A few minutes later, he turned on a generator to ensure the airport's runway lighting stayed on, part of a standard procedure during a storm. Boyd had his right hand on the generator switch when he saw lightning flash outside and felt a shock on his ring finger.

"It basically felt like somebody had whacked me on the tip of the finger with a tool of some kind," he said during a recent interview, describing a stinging sensation.

Boyd, an air traffic controller for more than 30 years, dropped to one knee and told colleagues: "I got hit."

Boyd was taken to the hospital and wasn't allowed to return to work for about two months. He says lingering nerve problems in his hand will require surgery, and he called the incident a "fluke."

John Dunkerly, president of BWI's chapter of the National Air Traffic Controllers Association, said he had never heard of a similar incident in his more than 30 years in air traffic control.

Air traffic controllers ultimately stopped all arrivals and departures at the airport, one of the nation's 30 busiest, for more than two hours because of concerns about the tower's safety. More than 100 flights were canceled and about 75 delayed that afternoon and evening, according to the flight tracking service FlightAware.

Documents obtained under the Freedom of Information Act showed that an investigation after the strike identified several electrical issues in Baltimore's tower, which was built in 1960 and renovated in 1983. For example, one cable designed to take electrical current from a lightning strike to the ground had been cut during construction at the airport, probably years ago.

Chuck Graves, who heads the FAA office that oversees airport towers' lightning protection, wrote in an email to colleagues that given the "demonstrated vulnerability of the facility," the tower's lightning protection systems should be overhauled.

The FAA told The AP it has approved $400,000 to address the tower's lightning protection systems.
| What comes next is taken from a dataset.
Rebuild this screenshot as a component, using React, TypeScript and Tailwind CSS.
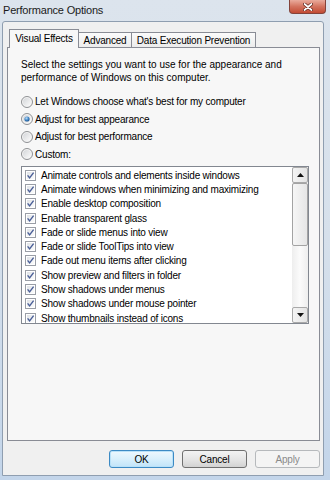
import React from "react";

const effects = [
  "Animate controls and elements inside windows",
  "Animate windows when minimizing and maximizing",
  "Enable desktop composition",
  "Enable transparent glass",
  "Fade or slide menus into view",
  "Fade or slide ToolTips into view",
  "Fade out menu items after clicking",
  "Show preview and filters in folder",
  "Show shadows under menus",
  "Show shadows under mouse pointer",
  "Show thumbnails instead of icons",
];

const choices = [
  { label: "Let Windows choose what's best for my computer", on: false },
  { label: "Adjust for best appearance", on: true },
  { label: "Adjust for best performance", on: false },
  { label: "Custom:", on: false },
];

function Radio({ on }: { on: boolean }) {
  return (
    <svg width="12" height="12" viewBox="0 0 12 12" className="shrink-0">
      <defs>
        <linearGradient id="rbg" x1="0" y1="0" x2="1" y2="1">
          <stop offset="0" stopColor="#d4d6d9" />
          <stop offset="1" stopColor="#fbfbfb" />
        </linearGradient>
        <radialGradient id="rdot" cx="0.4" cy="0.35" r="0.7">
          <stop offset="0" stopColor="#b9defa" />
          <stop offset="0.6" stopColor="#3b7fc0" />
          <stop offset="1" stopColor="#1b4f85" />
        </radialGradient>
      </defs>
      <circle cx="6" cy="6" r="5.5" fill="#f4f4f4" stroke="#8e9093" />
      <circle cx="6" cy="6" r="4" fill="url(#rbg)" />
      {on ? <circle cx="6" cy="6" r="2.6" fill="url(#rdot)" /> : null}
    </svg>
  );
}

function Check() {
  return (
    <svg width="11" height="11" viewBox="0 0 11 11" className="shrink-0">
      <defs>
        <linearGradient id="cbg" x1="0" y1="0" x2="1" y2="1">
          <stop offset="0" stopColor="#dfe2e6" />
          <stop offset="1" stopColor="#fcfcfc" />
        </linearGradient>
      </defs>
      <rect x="0.5" y="0.5" width="10" height="10" fill="#fff" stroke="#9a9ea6" />
      <rect x="2" y="2" width="7" height="7" fill="url(#cbg)" />
      <path d="M2.6 5.4 L4.6 7.9 L8.6 2.6" fill="none" stroke="#4a5f97" strokeWidth="1.4" />
    </svg>
  );
}

function Arrow({ up }: { up?: boolean }) {
  return (
    <svg width="7" height="4" viewBox="0 0 7 4">
      <path d={up ? "M0 4 L3.5 0 L7 4 Z" : "M0 0 L7 0 L3.5 4 Z"} fill="#111" />
    </svg>
  );
}

function Btn({ label, kind }: { label: string; kind: "default" | "normal" | "disabled" }) {
  return (
    <div
      className={
        kind === "default"
          ? "flex h-[18px] w-[65px] items-center justify-center rounded-[3px] border border-[#3c8ac4] bg-gradient-to-b from-[#eef8fe] via-[#d9f0fc] to-[#c1e4f9] shadow-[0_0_0_1px_#b9e1f8_inset]"
          : kind === "normal"
            ? "flex h-[18px] w-[65px] items-center justify-center rounded-[3px] border border-[#707070] bg-gradient-to-b from-[#f3f3f3] via-[#e6e6e6] to-[#d2d2d2]"
            : "flex h-[18px] w-[65px] items-center justify-center rounded-[3px] border border-[#b6b9bc] bg-[#f4f4f4] text-[#8a8a8a]"
      }
    >
      {label}
    </div>
  );
}

export default function App() {
  return (
    <div className="h-[480px] w-[330px] overflow-hidden bg-gradient-to-b from-[#dce4ed] via-[#d6e0eb] to-[#c3d5ea] text-[10px] tracking-[-0.2px] text-black font-['Liberation_Sans',Arial,sans-serif]">
      <div className="flex h-[21px] items-start justify-between pl-[3px] pr-[4px]">
        <div className="pt-[4px] text-[11px] leading-[13px] text-[#1a1a1a]">Performance Options</div>
        <div className="flex h-[14px] w-[37px] items-center justify-center rounded-b-[4px] border border-t-0 border-[#83433a] bg-gradient-to-b from-[#e9ab9c] via-[#d3735f] to-[#c24a33]">
          <svg width="10" height="8" viewBox="0 0 10 8">
            <path d="M1.5 1 L8.5 7 M8.5 1 L1.5 7" stroke="#5b231b" strokeWidth="3.2" strokeLinecap="round" />
            <path d="M1.5 1 L8.5 7 M8.5 1 L1.5 7" stroke="#ffffff" strokeWidth="1.7" strokeLinecap="round" />
          </svg>
        </div>
      </div>

      <div className="ml-[2px] flex h-[455px] w-[322px] flex-col rounded-t-[3px] border border-[#8f9eb0] bg-[#f0f0f0] pb-[7px] pl-[4px] pr-[3px] pt-[7px]">
        <div className="relative z-10 flex h-[18px] items-end pl-[2px]">
          <div className="-mb-px flex h-[19px] w-[70px] items-center justify-center border border-b-0 border-[#898c95] bg-[#f7f7f7] pb-[1px]">
            Visual Effects
          </div>
          <div className="flex h-[15px] w-[52px] items-center justify-center border-t border-[#898c95] bg-gradient-to-b from-[#fbfbfb] to-[#ececec]">
            Advanced
          </div>
          <div className="flex h-[15px] w-[125px] items-center justify-center border border-b-0 border-[#898c95] bg-gradient-to-b from-[#fbfbfb] to-[#ececec]">
            Data Execution Prevention
          </div>
        </div>

        <div className="flex h-[394px] flex-col border border-[#898c95] bg-[#f7f7f7] pl-[13px] pt-[11px]">
          <p className="whitespace-nowrap leading-[12.5px] tracking-normal">
            Select the settings you want to use for the appearance and
            <br />
            performance of Windows on this computer.
          </p>

          <div className="mt-[9px] flex flex-col">
            {choices.map((c) => (
              <div key={c.label} className="flex h-[17.5px] items-center gap-[2px]">
                <Radio on={c.on} />
                <span className="whitespace-nowrap">{c.label}</span>
              </div>
            ))}
          </div>

          <div className="mt-[3px] flex h-[158px] w-[288px] border border-[#828790] bg-white">
            <div className="flex flex-1 flex-col overflow-hidden pt-[1px]">
              {effects.map((e) => (
                <div key={e} className="flex h-[14.3px] shrink-0 items-center gap-[5px] pl-[3px]">
                  <Check />
                  <span className="whitespace-nowrap">{e}</span>
                </div>
              ))}
            </div>
            <div className="flex w-[16px] flex-col bg-[#f1f1f1]">
              <div className="flex h-[16px] items-center justify-center rounded-[2px] border border-[#a9a9a9] bg-gradient-to-r from-[#f4f4f4] to-[#e4e4e4]">
                <Arrow up />
              </div>
              <div className="h-[63px] rounded-[2px] border border-[#a3a3a3] bg-gradient-to-r from-[#f6f6f6] to-[#e6e6e6]" />
              <div className="flex-1 bg-gradient-to-r from-[#eeeeee] via-[#fbfbfb] to-[#eeeeee]" />
              <div className="flex h-[16px] items-center justify-center rounded-[2px] border border-[#a9a9a9] bg-gradient-to-r from-[#f4f4f4] to-[#e4e4e4]">
                <Arrow />
              </div>
            </div>
          </div>
        </div>

        <div className="mt-[9px] flex justify-end gap-[8px]">
          <Btn label="OK" kind="default" />
          <Btn label="Cancel" kind="normal" />
          <Btn label="Apply" kind="disabled" />
        </div>
      </div>
    </div>
  );
}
Preliminary work started there this week.

The FAA also is working on replacing the tower itself. The agency said in 2013 that officials had begun preliminary planning for a new tower at the airport, and the FAA has a program in place to replace aging facilities. On average, air traffic control towers are 26 years old and in many cases, they do not meet today's building requirements, the FAA said in a 2013 budget document submitted to Congress.

As for the assessments of other towers, it is not clear when those will begin. FAA spokesman Lynn Lunsford said they are now in the planning stages. Assessments of older towers and towers at airports where there is a lot of construction will likely take priority, and once the assessments are completed, the agency may need to request additional money to do repairs, Lunsford said.